What to produce ->
Find the lines holding the word "image" and collect them.

Provided records ->
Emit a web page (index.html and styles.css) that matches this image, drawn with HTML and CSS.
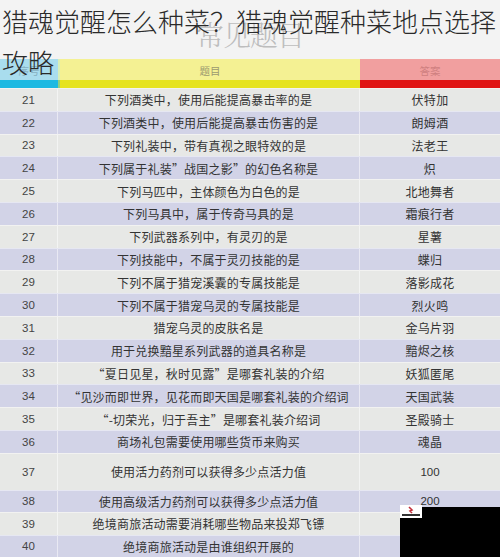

---

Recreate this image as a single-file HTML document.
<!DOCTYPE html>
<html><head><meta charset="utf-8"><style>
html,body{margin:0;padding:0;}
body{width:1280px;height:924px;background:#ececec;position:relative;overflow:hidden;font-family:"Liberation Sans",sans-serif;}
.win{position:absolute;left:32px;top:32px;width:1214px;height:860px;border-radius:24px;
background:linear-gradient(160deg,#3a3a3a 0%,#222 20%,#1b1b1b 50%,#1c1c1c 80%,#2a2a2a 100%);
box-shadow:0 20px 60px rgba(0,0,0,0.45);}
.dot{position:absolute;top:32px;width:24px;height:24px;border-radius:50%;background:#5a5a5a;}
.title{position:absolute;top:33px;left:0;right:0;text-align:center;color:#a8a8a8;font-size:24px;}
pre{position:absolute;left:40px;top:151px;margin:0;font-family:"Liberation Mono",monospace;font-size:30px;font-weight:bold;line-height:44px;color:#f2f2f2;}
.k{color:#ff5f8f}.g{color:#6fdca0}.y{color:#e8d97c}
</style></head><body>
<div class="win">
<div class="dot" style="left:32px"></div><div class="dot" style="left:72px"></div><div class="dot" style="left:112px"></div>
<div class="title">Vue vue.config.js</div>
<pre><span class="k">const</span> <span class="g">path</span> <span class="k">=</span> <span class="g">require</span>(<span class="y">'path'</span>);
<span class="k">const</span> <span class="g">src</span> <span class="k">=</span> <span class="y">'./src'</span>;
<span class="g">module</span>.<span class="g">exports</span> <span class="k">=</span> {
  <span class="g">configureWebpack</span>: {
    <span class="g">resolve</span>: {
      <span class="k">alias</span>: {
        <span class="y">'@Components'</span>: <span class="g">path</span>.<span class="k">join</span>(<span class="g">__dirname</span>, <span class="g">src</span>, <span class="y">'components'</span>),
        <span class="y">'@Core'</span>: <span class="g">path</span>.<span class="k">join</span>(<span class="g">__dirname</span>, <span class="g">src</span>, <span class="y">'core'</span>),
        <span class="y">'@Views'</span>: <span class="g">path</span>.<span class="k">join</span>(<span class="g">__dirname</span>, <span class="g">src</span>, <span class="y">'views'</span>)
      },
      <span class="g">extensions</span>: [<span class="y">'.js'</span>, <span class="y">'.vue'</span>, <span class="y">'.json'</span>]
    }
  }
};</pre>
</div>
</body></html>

Correct response ->
Emit a web page (index.html and styles.css) that matches this image, drawn with HTML and CSS.
Recreate this image as a single-file HTML document.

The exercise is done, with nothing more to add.